Researchers call for more studies into mental health of health professionals
05 March 2010
Researchers from the Institute of Psychiatry (IoP), King's College London, who contributed to the government's Health for Health Professionals report, have identified an urgent need for more research on mental disorders amongst healthcare professionals.
IoP researchers, part of King's Health Partners Academic Health Sciences Centre, produced a comprehensive review of current research into the mental health of health care professionals for the Department of Health's Health of Health Professionals framework. The evidence from this report contributed to their new framework for frontline services, 'Invisible Patients', published today, to help organisations to develop services for clinicians with health problems to get prompt help without fear or stigma. The report outlines seven recommendations for organisations to improve the health of health professionals, including the need for long term studies.

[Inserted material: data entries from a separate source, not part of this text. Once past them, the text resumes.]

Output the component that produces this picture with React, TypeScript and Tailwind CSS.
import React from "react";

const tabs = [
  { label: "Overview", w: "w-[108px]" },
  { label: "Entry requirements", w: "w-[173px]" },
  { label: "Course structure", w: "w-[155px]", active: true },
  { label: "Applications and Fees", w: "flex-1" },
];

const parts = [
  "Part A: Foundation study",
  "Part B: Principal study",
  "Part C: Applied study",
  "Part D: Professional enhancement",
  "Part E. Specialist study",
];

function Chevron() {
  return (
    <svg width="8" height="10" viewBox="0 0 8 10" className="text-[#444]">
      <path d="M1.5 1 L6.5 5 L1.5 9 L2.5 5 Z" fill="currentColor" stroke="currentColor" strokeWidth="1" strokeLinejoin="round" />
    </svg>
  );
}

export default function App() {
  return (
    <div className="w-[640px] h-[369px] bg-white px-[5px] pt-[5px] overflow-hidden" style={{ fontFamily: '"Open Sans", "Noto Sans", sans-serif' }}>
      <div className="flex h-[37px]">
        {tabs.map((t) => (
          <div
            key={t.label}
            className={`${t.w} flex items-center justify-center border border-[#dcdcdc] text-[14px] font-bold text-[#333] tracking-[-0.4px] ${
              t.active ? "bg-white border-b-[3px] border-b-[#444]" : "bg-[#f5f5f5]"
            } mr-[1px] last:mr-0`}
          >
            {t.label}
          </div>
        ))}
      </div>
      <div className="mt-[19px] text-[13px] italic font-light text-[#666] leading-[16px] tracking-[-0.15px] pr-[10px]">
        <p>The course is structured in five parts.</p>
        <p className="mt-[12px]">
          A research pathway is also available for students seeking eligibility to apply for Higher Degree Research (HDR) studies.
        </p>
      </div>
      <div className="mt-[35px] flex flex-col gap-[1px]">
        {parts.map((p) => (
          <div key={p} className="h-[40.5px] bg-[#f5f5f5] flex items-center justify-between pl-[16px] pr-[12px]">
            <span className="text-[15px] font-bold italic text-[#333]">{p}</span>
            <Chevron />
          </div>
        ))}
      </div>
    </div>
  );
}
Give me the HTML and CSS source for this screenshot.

The IoP review highlighted a number of areas of concern including higher rates of depression, anxiety and substance misuse in health professionals than in other groups of workers. Health professionals were less likely to seek help for problems and there was a culture of 'presenteeism' - coming to work and performing at less than full capacity as a result of ill health. Risk factors for mental ill health were identified in the way health services were structured at an individual and organisational level.
Matthew Hotopf, Professor of General Hospital Psychiatry and co-author of the report said:
'We know many of these conditions influence performance and can impact on the quality of care provided to patients. One of the problems is that health professionals do not seek treatment soon enough - we need studies to identify effective interventions which can be employed at an early stage.'
He continues: 'Furthermore, there is a need for more research to establish how the individual and workplace risk factors interact to see which affects which. Specialised services should be developed to offer health professionals confidential and accessible help.'
He concludes: 'Nurses particularly are under-represented in research. As the single largest group of employees in the NHS they should be a priority.'
Professor Robert Lechler, Vice-Principal (Health) and Executive Director, King's Health Partners said:
'King's Health Partners welcomes the government's 'Invisible Patients' strategy. The NHS is the largest employer in Europe and has a duty of care to staff and patients. Additionally, investment in research would lessen the cost to the tax payer through health professionals' sickness absence and presenteeism.
'King's Health Partners has a track record of world-class research in this area and is uniquely placed to conduct long term studies into the health and well-being of different groups of health professionals in different health care settings.'
King's Health Partners Academic Health Sciences Centre (AHSC) is a pioneering collaboration between King's College London, and Guy's and St Thomas', King's College Hospital and South London and Maudsley NHS Foundation Trusts.